London, June 02: It's virtually a face off!
Scientists have developed a software which they claim
can change the sex of a person on a computer by taking a live
video feed of a person talking.
The software has been developed by computer scientist
Barry-John Theobald at the University of East Anglia in the UK
and Iain Matthews, formerly at Carnegie Mellon University and
now at Weta Digital in Wellington, New Zealand.
In fact, according to the scientists, the software can
take a live video feed of a person talking and make them look
and sound like somebody else could actually change that, the
'New Scientist' reported.
In their research, the scientists recorded video of
volunteers performing 30 different facial expressions such as
frowning, smiling and looking surprised.

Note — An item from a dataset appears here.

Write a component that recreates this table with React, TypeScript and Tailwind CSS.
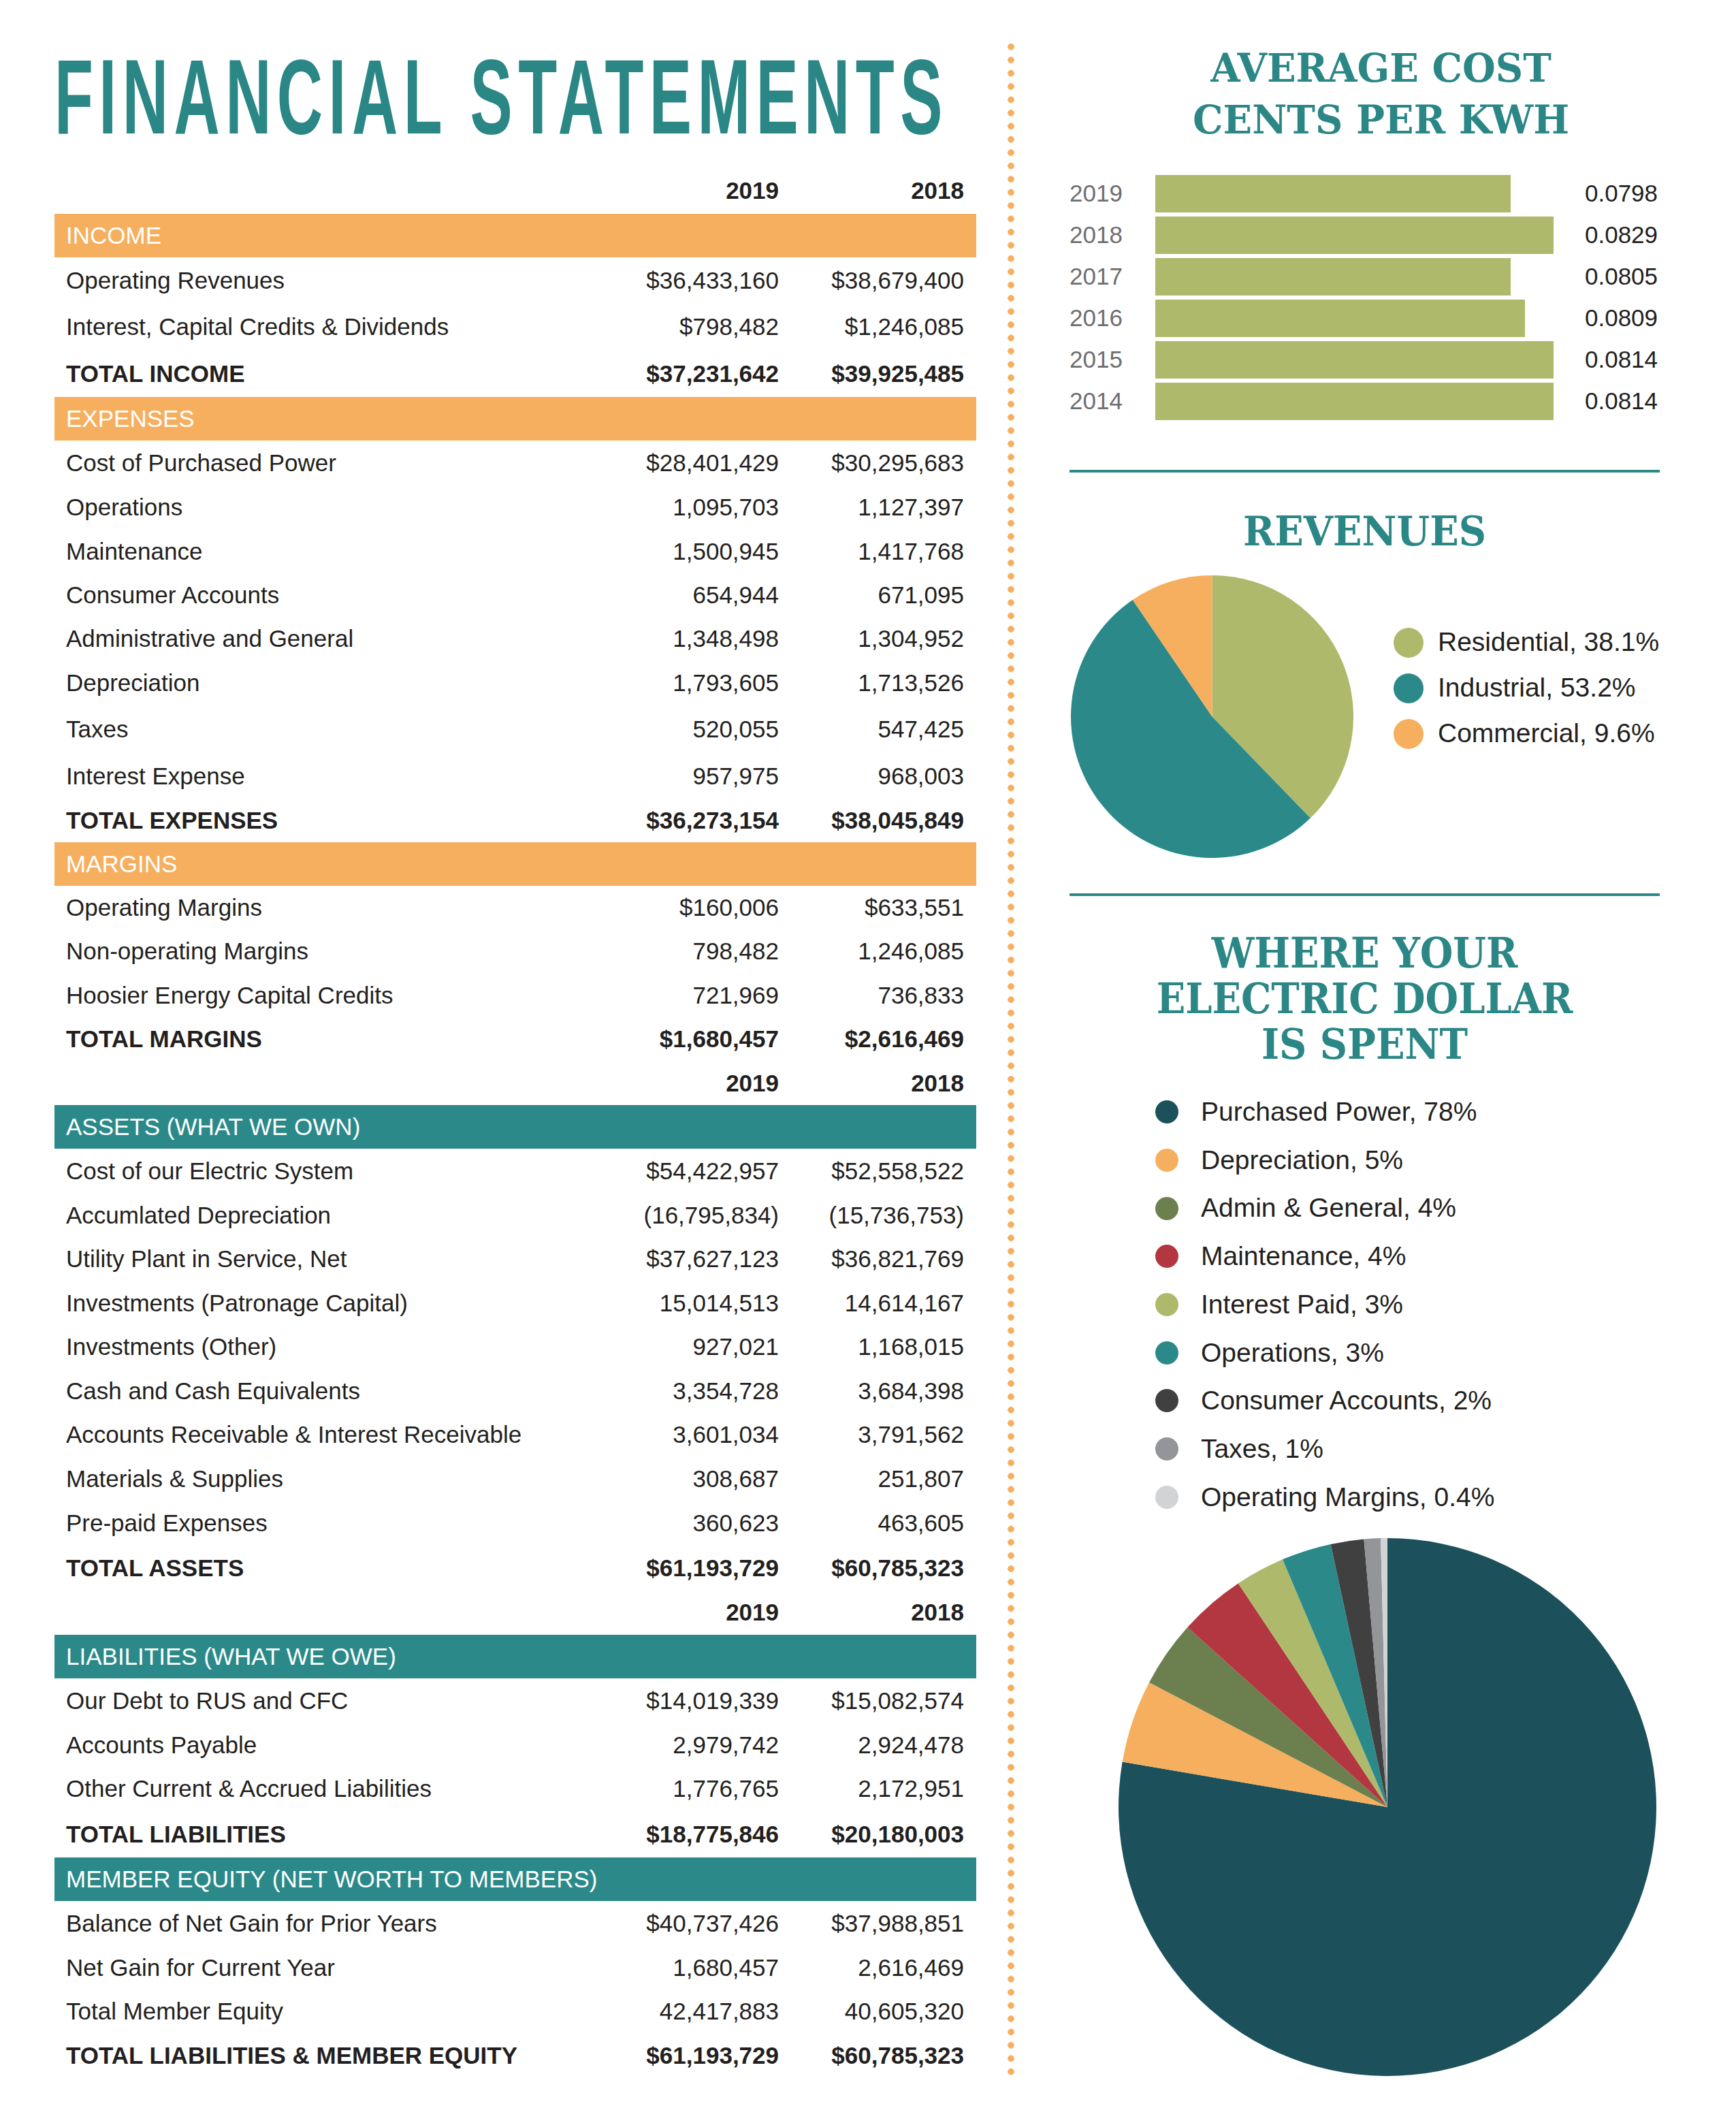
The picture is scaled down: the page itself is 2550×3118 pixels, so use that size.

For each expression,
the positions of key facial features, such as the eyes, nose
and corners of the lips, were manually labelled.
That annotated footage was used to "train" software
to recognise the face of each individual featured in the set.
Once trained on a person in this way, it can closely track
every move of their face in video footage.
Those movements can then be transferred onto the face
of another "known" person by calculating how the recipient's
features need to change to take on each new expression.
Doing that and displaying the transformed face takes
just 150 milliseconds, fast enough to allow a conversation
over video link to continue in real time. To complete effect,
a person's voice can be manipulated to match their new face.
Volunteers were asked to chat to one another in a
video conference, but did not know if the face they saw was
really that of the person they were talking with – or indeed
if the other volunteer was seeing their own true face.
"The results suggest that our body language during
conversation is more reactive to that of others than it is
to their physical appearance. We've shown you can present a
female as herself or as a male, and the other participant's
behaviour doesn't change," Theobald said.